Mackenzie McDonald on Wednesday earned the biggest win of his career inside Rod Laver Arena, where he upset of 22-time Grand Slam champion Rafael Nadal in the second round of the Australian Open. When the American returned inside, it hit him.
“I was in the locker room, and I was, like, ‘Hey, that’s actually really big for me’, because I haven’t beaten someone of that calibre,” McDonald said. “But honestly for me right now… I don’t feel like much has changed too much. I’m going to keep going about how I’m doing things. I think I’m working really well with my coach.
“Even there I feel like I can take some learning lessons away from that match. I’m grateful I had that opportunity to play on that court and play against him, and I feel like I can just learn from it.”

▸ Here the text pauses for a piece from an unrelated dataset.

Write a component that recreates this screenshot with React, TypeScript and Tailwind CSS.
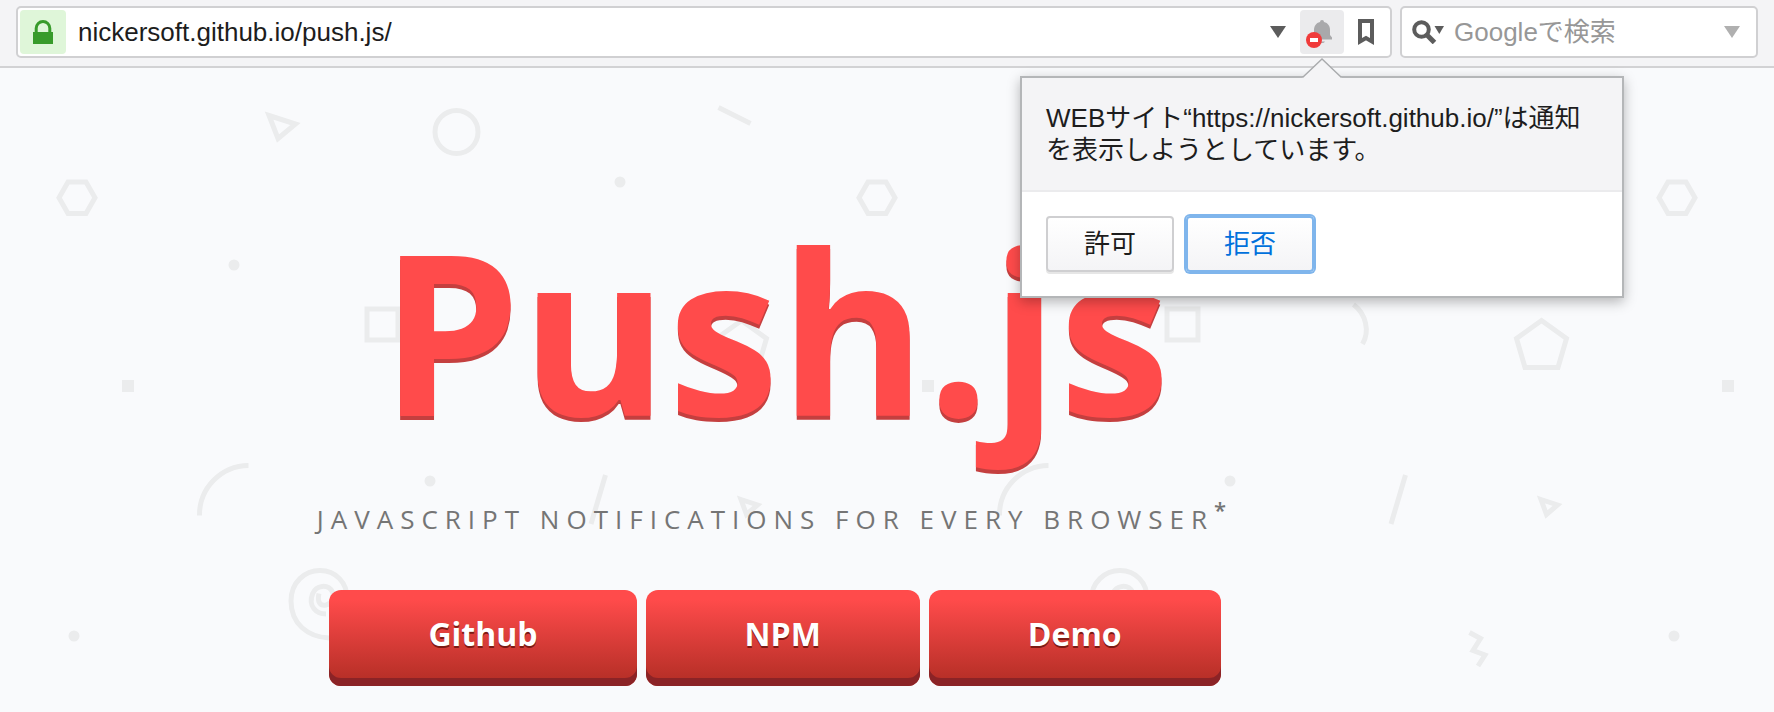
import React from "react";

const uiFont = "font-['Liberation_Sans','Noto_Sans_CJK_JP',sans-serif]";

function Backdrop() {
  return (
    <svg className="absolute inset-0 h-full w-full" aria-hidden="true">
      <defs>
        <pattern id="confetti" width="800" height="800" patternUnits="userSpaceOnUse">
          <g fill="none" stroke="#ebeced" strokeWidth="5">
            <path d="M269 47.500L295.500 56L278 70.500Z" />
            <circle cx="456.500" cy="64" r="21.500" />
            <path d="M59 129.700L68 114H86L95 129.700L86 145.500H68Z" />
            <path d="M718.500 39.500L750.500 55.500" />
            <rect x="367" y="241" width="31" height="31" />
            <path d="M741.500 252.500L766.500 270.500L758 299.500H725L716.500 270.500Z" />
            <path d="M553.500 236.500C566 246 570 263 562.500 276" />
            <path d="M605.500 407L591 456" />
            <path d="M741 431.500L757.500 437L746.500 446.500Z" />
            <path d="M248.500 397.500A49.500 49.500 0 0 0 199.500 447.500" />
            <path d="M669.500 564.500L680.500 570.500L673 582.500L685 587L678 598" />
            <path d="M319 525.500C317 534 320 538 326 537C333 535.500 335 529 332.500 524C328 515.500 316 517 312.500 526C308 538 316 546 326 546M329 570C308 569 291 556 291 533C291 514 305 502.500 320 502.500C336 502.500 347 515 347 530" />
          </g>
          <g fill="#ebeced">
            <circle cx="234" cy="197" r="5.500" />
            <circle cx="620" cy="114" r="5.500" />
            <circle cx="430" cy="413" r="5.500" />
            <circle cx="74" cy="568" r="5.500" />
            <rect x="122" y="312" width="12" height="12" />
          </g>
        </pattern>
      </defs>
      <rect width="100%" height="100%" fill="url(#confetti)" />
    </svg>
  );
}

function Caret({ className }: { className: string }) {
  return (
    <svg viewBox="0 0 16 12" className={className} aria-hidden="true">
      <path d="M0 0H16L8 12Z" fill="currentColor" />
    </svg>
  );
}

function PermissionPopup() {
  return (
    <div
      role="dialog"
      aria-label="通知の許可"
      className="absolute top-full left-1/2 mt-[22px] w-[604px] -translate-x-1/2 border-2 border-[#b4b6b8] bg-white text-[26px] text-[#1d1d1d] shadow-[0_4px_12px_rgba(0,0,0,0.28)]"
    >
      <svg viewBox="0 0 40 20" className="absolute bottom-full left-1/2 h-5 w-10 -translate-x-1/2" aria-hidden="true">
        <path d="M0 20L20 1L40 20Z" fill="#f4f4f6" />
        <path d="M0.500 19.500L20 1L39.500 19.500" fill="none" stroke="#a9abad" strokeWidth="1.400" />
      </svg>
      <p className="border-b-2 border-[#ebebed] bg-[#f4f4f6] px-6 pt-6 pb-6 leading-8">
        WEBサイト“https://nickersoft.github.io/”は通知を表示しようとしています。
      </p>
      <div className="flex gap-3 px-6 py-6">
        <button
          type="button"
          className="h-14 w-32 rounded-[4px] border-2 border-[#cfcfd1] bg-linear-to-b from-white to-[#f4f4f6] shadow-[0_2px_0_#e6e6e6]"
        >
          許可
        </button>
        <button
          type="button"
          className="h-14 w-32 rounded-[4px] border-2 border-[#7fb5ec] bg-linear-to-b from-white to-[#f4f4f6] text-[#0071dc] ring-2 ring-[#7fb5ec]"
        >
          拒否
        </button>
      </div>
    </div>
  );
}

function BrowserBar() {
  return (
    <header className={`relative z-10 flex gap-2 border-b-2 border-[#d2d2d4] bg-[#f4f4f6] px-4 pt-[6px] pb-2 ${uiFont}`}>
      <div className="flex h-[52px] flex-1 items-center rounded-[5px] border-2 border-[#d0d0d2] bg-white px-[2px]">
        <span className="flex h-11 w-[46px] items-center justify-center rounded-[4px] bg-[#dff6d9]">
          <svg viewBox="0 0 20 24" className="h-6 w-5" aria-hidden="true">
            <path d="M0 12H20V24H0Z" fill="#389b2b" />
            <path d="M3.200 13V8.300a6.800 6.800 0 0 1 13.600 0V13" fill="none" stroke="#389b2b" strokeWidth="3" />
          </svg>
        </span>
        <input
          aria-label="アドレス"
          defaultValue="nickersoft.github.io/push.js/"
          className="ml-3 min-w-0 flex-1 bg-transparent text-[26px] text-[#1d1d1d] outline-none"
        />
        <button type="button" aria-label="履歴" className="flex h-11 w-11 items-center justify-center text-[#5c5c5c]">
          <Caret className="h-3 w-4" />
        </button>
        <div className="relative">
          <button type="button" aria-label="通知" className="flex h-11 w-11 items-center justify-center rounded-[4px] bg-[#ebebed]">
            <svg viewBox="0 0 30 30" className="h-[30px] w-[30px] overflow-visible" aria-hidden="true">
              <path d="M13 5a2 2 0 0 1 4 0C21 6 23 9 23 13V18L25 20.500V22.500H5V20.500L7 18V13C7 9 9 6 13 5Z" fill="#a9a9ab" />
              <path d="M12.500 24.500H18A3 2.500 0 0 1 12.500 24.500Z" fill="#a9a9ab" />
              <circle cx="7" cy="23" r="8" fill="#f03a3a" />
              <path d="M3 21h8v4h-8z" fill="#fff" />
            </svg>
          </button>
          <PermissionPopup />
        </div>
        <button type="button" aria-label="ブックマーク" className="flex h-11 w-11 items-center justify-center">
          <svg viewBox="0 0 16 26" className="h-[26px] w-4" aria-hidden="true">
            <path d="M2 2H14V22.500L8 19L2 22.500Z" fill="none" stroke="#5c5c5c" strokeWidth="4" />
          </svg>
        </button>
      </div>
      <div className="flex h-[52px] w-[358px] items-center rounded-[5px] border-2 border-[#d0d0d2] bg-white">
        <button type="button" aria-label="検索エンジン" className="ml-[10px] flex h-11 w-8 items-center text-[#5c5c5c]">
          <svg viewBox="0 0 32 24" className="h-6 w-8" aria-hidden="true">
            <circle cx="9.500" cy="9.500" r="7.300" fill="none" stroke="currentColor" strokeWidth="4" />
            <path d="M14.500 14.500L22.500 22.500" stroke="currentColor" strokeWidth="5" />
            <path d="M22.500 6H32L27.300 14Z" fill="currentColor" />
          </svg>
        </button>
        <input
          aria-label="検索"
          placeholder="Googleで検索"
          className="ml-[10px] min-w-0 flex-1 bg-transparent text-[26px] outline-none placeholder:text-[#979797]"
        />
        <button type="button" aria-label="検索オプション" className="flex h-11 w-12 items-center justify-center text-[#b0b0b0]">
          <Caret className="h-3 w-4" />
        </button>
      </div>
    </header>
  );
}

const links = ["Github", "NPM", "Demo"];

export default function App() {
  return (
    <div className="flex min-h-screen flex-col bg-[#f9fafc]">
      <BrowserBar />
      <main className="relative flex-1 overflow-hidden font-['Open_Sans',sans-serif]">
        <Backdrop />
        <div className="relative mr-56 flex flex-col items-center pt-[122px] pb-5">
          <h1 className="text-[224px] leading-[280px] font-bold text-[#ff4b4b] [text-shadow:0_4px_0_#c43f3f]">Push.js</h1>
          <p className="mt-[18px] text-[26px] leading-[62px] tracking-[7px] text-[#757575] uppercase">
            Javascript notifications for every browser<sup className="text-[22px] font-semibold">*</sup>
          </p>
          <nav className="mt-10 flex gap-[9px]">
            {links.map((label) => (
              <a
                key={label}
                href="#"
                className="rounded-xl bg-linear-to-b from-[#ff4b4b] from-10% to-[#b12d24] px-[99px] pt-[22px] pb-[30px] text-[32px] leading-[44px] font-bold text-white shadow-[inset_0_-8px_0_#8b2326] [text-shadow:0_2px_0_#7d1a14]"
              >
                {label}
              </a>
            ))}
          </nav>
        </div>
      </main>
    </div>
  );
}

Defeating the defending champion at any tournament is big. Taking out Nadal is a career-defining moment. But McDonald is not allowing himself to over celebrate the moment. It is that same level-headedness that helped him complete his victory against the hobbled Spaniard in the first place.
“It’s never over until it’s over type thing. He didn’t even want to roll over and quit. He kept fighting until basically the end, even though he maybe didn’t have all his game,” McDonald said. “But I would say once I broke him maybe in that third set at the end there, it felt like he hadn’t really seen any chances on my serve in that set, so I think I could have gone away with it there.”
Nadal was visibly hurt at 4-3 in the second set as he sprinted wide for a forehand. But even before that moment, McDonald, currently coached by former World no. 15 Robby Ginepri, was in a good position against the top seed.
“’Im very happy with how I competed in the first couple of sets and executed the game plan,” McDonald said. “I feel like I’m working really well with my coach, Robby, and he gave me a good game plan, and I stuck to it and stuck with my guns and didn’t kind of go in any fear or anything, and I had a good belief there. So I’m happy with how I executed for sure.”
Within the past year, Nadal has lost to three of McDonald’s closest friends: Taylor Fritz (Indian Wells), Frances Tiafoe (US Open) and Tommy Paul (Paris). That helped his belief leading into the match. The first time McDonald played Nadal, at Roland Garros in 2022, he won just four games.
“I thought about Taylor taking him out, yeah, and Foe. I talked to Tommy about it too last night. That definitely gave me some more confidence,” McDonald said. “Even seeing him at United Cup with [losses to] De Minaur and Norrie also helped me a little bit. I think today I had that belief, and I showed that, and I took it to him. I didn’t fear it this time as last time at the French. I don’t think I was quite ready to do anything against him.”
McDonald’s team and friends were all supportive of him and his chances leading into the match. Tiafoe recalled a conversation he had with his countryman.
“I told Mackie, ‘Listen, you could join the three amigos: me, Fritz, and Tommy. We all got him. I don’t know if you want to join it’,” Tiafoe said. “Also, I told him, ‘You’re going to be in a position to win today. You can win today.’ Sort of seeing how he feels, I’m happy for Mackie. GOAT wins don’t come easy. Something to tell his grandkids one day, and you have to be happy for that guy.
The message from Paul had to do with game plan and general encouragement.
“Dude, you can do it,” Paul said according to McDonald. “You just have to believe it.”
After the match, McDonald spoke on the phone to his father and girlfriend. “I have to call my mom back,” he added. “I haven’t talked to her yet.
“Everyone is super proud and pumped up for me, but they’re all pretty tired now. They’re all sleeping. But I’ll talk to them all tomorrow a lot and enjoy it for the next 24 hours a bit. But, obviously, there’s another match to be played, so I have to refocus.”